• _Extracted data_

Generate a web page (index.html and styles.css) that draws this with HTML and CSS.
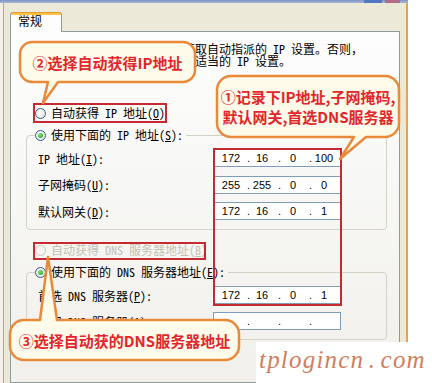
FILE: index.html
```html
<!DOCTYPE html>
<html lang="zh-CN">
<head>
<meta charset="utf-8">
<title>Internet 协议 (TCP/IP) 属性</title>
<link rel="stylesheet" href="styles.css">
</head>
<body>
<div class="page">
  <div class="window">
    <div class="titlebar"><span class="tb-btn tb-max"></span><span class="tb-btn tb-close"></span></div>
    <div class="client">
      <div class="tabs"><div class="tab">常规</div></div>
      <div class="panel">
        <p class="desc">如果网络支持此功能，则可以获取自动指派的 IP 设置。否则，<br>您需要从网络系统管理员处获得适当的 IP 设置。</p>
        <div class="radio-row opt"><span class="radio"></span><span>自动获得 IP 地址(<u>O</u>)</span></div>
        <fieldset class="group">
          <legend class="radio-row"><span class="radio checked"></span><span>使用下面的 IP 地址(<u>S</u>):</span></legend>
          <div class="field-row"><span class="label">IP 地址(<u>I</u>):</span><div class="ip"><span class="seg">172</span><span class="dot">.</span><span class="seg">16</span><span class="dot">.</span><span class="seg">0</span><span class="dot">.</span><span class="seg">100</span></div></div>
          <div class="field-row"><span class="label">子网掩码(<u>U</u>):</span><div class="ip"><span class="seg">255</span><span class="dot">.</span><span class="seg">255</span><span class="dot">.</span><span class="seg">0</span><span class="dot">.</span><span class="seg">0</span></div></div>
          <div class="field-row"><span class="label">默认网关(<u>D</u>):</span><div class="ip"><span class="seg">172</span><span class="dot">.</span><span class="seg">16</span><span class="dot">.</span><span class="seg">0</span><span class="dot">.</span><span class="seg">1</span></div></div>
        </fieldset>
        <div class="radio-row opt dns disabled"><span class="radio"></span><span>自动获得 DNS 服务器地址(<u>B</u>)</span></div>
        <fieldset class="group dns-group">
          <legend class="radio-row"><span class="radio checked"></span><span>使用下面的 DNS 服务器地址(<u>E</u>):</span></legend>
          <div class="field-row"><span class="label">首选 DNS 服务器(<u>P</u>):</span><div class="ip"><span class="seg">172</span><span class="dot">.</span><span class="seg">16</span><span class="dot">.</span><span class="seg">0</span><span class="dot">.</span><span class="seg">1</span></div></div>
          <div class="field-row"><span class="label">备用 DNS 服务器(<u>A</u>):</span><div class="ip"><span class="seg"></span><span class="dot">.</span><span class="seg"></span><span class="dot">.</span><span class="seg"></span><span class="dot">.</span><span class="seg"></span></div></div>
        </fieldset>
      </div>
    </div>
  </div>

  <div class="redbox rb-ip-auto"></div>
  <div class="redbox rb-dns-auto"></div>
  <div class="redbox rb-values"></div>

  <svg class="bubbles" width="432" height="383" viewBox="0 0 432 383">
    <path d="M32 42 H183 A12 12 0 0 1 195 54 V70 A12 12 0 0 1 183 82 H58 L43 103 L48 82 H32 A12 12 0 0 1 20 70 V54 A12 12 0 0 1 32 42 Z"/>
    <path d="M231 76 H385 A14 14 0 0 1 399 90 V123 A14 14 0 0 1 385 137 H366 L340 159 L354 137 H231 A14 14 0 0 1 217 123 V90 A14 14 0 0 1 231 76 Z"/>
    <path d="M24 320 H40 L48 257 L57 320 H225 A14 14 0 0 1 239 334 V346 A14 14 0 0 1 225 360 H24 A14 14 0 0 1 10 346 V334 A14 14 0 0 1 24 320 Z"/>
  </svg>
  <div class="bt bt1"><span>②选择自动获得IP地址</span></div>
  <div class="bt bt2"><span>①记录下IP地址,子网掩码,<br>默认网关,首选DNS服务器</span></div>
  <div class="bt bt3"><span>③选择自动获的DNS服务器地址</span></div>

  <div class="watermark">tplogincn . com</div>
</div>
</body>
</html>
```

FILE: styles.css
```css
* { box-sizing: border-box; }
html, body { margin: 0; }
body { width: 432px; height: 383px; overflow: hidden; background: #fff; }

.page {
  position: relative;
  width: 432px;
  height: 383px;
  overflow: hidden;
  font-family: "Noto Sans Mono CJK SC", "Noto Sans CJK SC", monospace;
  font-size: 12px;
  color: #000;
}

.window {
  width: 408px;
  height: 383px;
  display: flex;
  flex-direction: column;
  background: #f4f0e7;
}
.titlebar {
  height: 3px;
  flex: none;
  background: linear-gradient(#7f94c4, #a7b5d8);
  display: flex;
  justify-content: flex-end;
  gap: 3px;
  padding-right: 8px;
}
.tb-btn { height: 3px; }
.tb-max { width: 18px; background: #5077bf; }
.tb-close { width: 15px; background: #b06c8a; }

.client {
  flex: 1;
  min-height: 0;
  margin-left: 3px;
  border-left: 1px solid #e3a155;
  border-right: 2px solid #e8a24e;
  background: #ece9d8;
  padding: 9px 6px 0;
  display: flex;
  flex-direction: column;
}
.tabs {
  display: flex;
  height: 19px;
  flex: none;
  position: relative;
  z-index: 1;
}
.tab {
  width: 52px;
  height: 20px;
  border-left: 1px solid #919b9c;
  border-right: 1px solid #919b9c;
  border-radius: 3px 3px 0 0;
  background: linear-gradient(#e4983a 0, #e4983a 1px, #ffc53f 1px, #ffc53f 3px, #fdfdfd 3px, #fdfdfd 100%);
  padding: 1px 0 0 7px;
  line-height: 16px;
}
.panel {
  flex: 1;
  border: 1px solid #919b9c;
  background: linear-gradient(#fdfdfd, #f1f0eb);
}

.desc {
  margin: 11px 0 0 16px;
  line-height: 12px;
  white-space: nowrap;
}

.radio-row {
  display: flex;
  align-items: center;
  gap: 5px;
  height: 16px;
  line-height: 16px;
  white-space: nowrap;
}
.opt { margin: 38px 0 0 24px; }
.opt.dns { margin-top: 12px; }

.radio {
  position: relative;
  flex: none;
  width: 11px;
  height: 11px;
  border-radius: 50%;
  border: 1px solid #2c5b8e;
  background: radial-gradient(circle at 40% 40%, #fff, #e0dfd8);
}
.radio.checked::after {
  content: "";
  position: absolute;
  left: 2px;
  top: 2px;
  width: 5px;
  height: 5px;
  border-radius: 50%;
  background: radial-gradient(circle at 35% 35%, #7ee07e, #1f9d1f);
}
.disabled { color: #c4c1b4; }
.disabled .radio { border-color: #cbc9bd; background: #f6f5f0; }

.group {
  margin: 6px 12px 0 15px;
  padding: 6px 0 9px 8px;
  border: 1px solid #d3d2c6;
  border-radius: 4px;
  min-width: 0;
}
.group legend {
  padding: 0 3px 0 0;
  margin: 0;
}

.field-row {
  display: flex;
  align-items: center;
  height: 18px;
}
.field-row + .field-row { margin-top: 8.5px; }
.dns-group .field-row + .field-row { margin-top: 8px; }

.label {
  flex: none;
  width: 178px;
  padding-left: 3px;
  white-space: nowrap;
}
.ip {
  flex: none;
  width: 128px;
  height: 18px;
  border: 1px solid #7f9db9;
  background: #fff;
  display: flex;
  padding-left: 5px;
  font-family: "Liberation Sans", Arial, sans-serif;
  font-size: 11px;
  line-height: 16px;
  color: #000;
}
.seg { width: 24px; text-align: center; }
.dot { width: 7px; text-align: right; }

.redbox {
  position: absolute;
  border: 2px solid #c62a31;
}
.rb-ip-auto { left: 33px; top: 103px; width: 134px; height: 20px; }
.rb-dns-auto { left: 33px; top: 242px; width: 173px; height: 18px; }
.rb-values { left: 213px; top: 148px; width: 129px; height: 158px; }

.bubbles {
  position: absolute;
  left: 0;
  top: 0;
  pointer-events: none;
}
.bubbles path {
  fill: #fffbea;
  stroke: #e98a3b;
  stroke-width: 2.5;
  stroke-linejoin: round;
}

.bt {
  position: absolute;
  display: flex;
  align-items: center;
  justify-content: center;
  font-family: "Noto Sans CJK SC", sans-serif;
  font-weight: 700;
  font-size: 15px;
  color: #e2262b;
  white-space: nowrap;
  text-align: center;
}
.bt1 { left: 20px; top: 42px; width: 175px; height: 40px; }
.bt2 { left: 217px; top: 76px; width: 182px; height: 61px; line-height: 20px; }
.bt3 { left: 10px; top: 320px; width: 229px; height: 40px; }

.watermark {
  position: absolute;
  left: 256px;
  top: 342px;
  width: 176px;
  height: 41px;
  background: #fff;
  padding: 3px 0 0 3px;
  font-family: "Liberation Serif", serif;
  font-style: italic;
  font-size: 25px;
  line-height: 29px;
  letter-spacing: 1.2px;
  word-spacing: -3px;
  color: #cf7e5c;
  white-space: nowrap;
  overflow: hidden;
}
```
==
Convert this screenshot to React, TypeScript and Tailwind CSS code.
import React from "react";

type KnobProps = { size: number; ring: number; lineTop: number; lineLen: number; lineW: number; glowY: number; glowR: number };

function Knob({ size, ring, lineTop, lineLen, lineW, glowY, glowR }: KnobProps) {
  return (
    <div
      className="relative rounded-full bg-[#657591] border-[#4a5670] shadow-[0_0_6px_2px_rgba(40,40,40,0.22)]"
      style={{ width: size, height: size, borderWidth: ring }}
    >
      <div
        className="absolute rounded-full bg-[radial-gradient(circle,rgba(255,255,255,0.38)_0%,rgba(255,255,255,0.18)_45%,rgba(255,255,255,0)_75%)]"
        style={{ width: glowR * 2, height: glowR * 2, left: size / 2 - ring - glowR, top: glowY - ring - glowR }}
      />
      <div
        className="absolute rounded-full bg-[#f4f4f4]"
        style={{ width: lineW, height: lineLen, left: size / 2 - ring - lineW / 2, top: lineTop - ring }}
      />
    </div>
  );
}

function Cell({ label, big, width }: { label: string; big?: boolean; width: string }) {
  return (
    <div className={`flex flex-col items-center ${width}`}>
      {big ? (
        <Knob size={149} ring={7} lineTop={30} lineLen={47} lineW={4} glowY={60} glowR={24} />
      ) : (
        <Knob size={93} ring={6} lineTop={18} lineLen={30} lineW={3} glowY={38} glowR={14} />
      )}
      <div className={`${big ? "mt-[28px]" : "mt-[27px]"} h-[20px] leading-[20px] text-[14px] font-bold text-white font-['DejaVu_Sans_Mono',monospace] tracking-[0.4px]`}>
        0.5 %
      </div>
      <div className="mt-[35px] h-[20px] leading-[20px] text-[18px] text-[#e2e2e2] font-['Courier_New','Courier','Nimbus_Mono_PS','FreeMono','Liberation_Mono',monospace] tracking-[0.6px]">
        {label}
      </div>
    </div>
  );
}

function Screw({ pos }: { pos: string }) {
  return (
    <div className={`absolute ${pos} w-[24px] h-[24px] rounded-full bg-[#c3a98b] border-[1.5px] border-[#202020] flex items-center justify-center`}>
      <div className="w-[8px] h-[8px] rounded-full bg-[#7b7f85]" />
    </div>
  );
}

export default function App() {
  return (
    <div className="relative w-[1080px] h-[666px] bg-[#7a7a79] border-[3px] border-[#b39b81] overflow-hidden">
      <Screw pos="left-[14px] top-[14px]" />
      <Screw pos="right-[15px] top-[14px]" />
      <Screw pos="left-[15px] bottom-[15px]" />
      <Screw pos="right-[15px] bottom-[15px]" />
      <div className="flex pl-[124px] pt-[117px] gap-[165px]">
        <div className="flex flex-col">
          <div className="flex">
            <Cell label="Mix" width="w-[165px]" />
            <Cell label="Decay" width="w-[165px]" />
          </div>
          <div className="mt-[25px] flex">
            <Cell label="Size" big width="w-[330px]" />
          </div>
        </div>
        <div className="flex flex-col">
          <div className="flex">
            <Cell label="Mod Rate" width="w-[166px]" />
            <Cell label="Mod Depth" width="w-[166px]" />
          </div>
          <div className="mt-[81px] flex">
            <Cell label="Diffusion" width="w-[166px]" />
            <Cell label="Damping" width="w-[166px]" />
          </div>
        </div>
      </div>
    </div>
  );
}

• _Objective_
Exactly the lines above from the one with "Convert this screenshot" to the one with "number; ring: number;", both included, are to be quoted; leave the rest out.

• _Exercise solution_
Convert this screenshot to React, TypeScript and Tailwind CSS code.
import React from "react";

type KnobProps = { size: number; ring: number; lineTop: number; lineLen: number; lineW: number; glowY: number; glowR: number };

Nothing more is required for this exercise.